:: GIVEN MATERIAL ::

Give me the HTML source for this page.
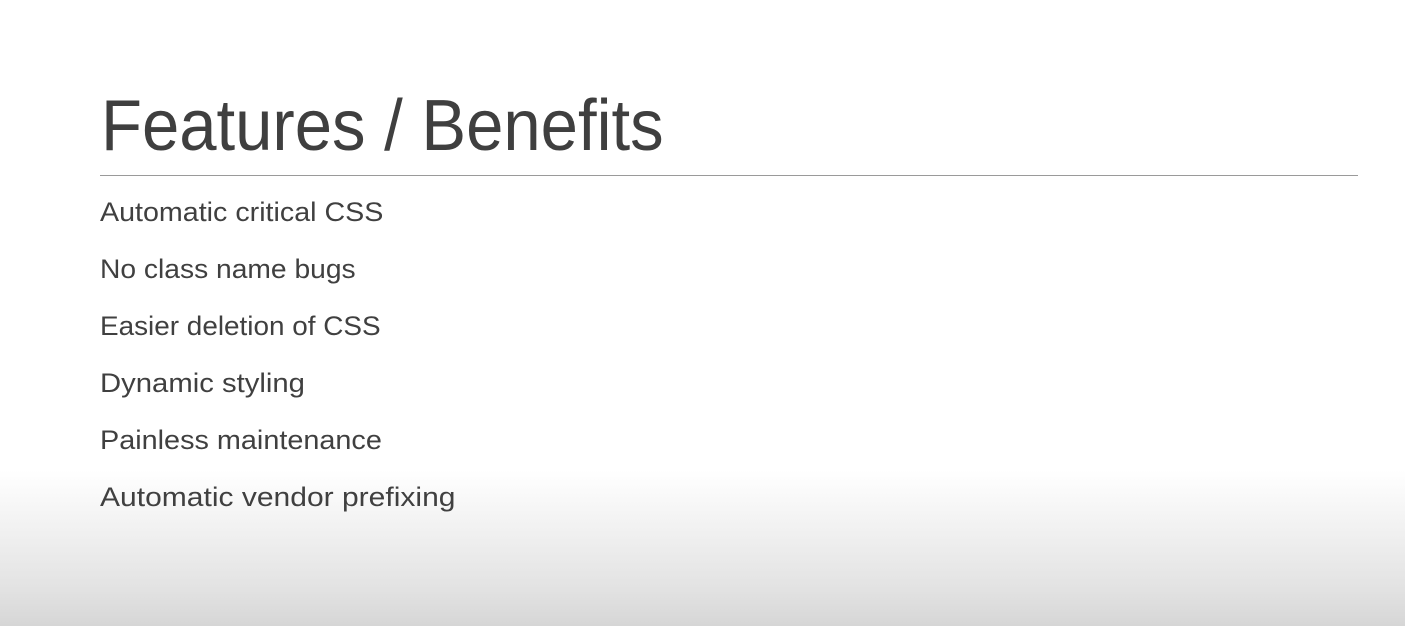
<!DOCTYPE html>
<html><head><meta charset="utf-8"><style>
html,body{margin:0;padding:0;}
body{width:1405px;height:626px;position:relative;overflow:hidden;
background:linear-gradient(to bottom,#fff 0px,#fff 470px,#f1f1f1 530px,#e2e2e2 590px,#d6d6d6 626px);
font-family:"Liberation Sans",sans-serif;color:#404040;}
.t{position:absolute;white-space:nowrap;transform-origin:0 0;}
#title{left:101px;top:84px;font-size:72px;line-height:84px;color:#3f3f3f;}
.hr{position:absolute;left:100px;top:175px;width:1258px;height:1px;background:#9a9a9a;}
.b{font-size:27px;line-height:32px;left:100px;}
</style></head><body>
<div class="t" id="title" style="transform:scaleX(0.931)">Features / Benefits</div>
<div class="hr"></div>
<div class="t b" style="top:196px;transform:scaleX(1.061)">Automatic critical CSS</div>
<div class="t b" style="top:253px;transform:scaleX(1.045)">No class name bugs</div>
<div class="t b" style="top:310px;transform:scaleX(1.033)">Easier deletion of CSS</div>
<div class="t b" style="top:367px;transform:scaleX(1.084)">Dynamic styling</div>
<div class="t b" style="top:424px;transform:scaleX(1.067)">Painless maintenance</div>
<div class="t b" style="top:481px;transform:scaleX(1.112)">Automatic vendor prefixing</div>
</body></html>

:::

▸ **WHAT YOU ARE ASKED TO DO**
Exclude the images and reproduce the remaining data exactly.

▸ **EXERCISE RESULT**
Give me the HTML source for this page.
<!DOCTYPE html>
<html><head><meta charset="utf-8"><style>
html,body{margin:0;padding:0;}
body{width:1405px;height:626px;position:relative;overflow:hidden;
background:linear-gradient(to bottom,#fff 0px,#fff 470px,#f1f1f1 530px,#e2e2e2 590px,#d6d6d6 626px);
font-family:"Liberation Sans",sans-serif;color:#404040;}
.t{position:absolute;white-space:nowrap;transform-origin:0 0;}
#title{left:101px;top:84px;font-size:72px;line-height:84px;color:#3f3f3f;}
.hr{position:absolute;left:100px;top:175px;width:1258px;height:1px;background:#9a9a9a;}
.b{font-size:27px;line-height:32px;left:100px;}
</style></head><body>
<div class="t" id="title" style="transform:scaleX(0.931)">Features / Benefits</div>
<div class="hr"></div>
<div class="t b" style="top:196px;transform:scaleX(1.061)">Automatic critical CSS</div>
<div class="t b" style="top:253px;transform:scaleX(1.045)">No class name bugs</div>
<div class="t b" style="top:310px;transform:scaleX(1.033)">Easier deletion of CSS</div>
<div class="t b" style="top:367px;transform:scaleX(1.084)">Dynamic styling</div>
<div class="t b" style="top:424px;transform:scaleX(1.067)">Painless maintenance</div>
<div class="t b" style="top:481px;transform:scaleX(1.112)">Automatic vendor prefixing</div>
</body></html>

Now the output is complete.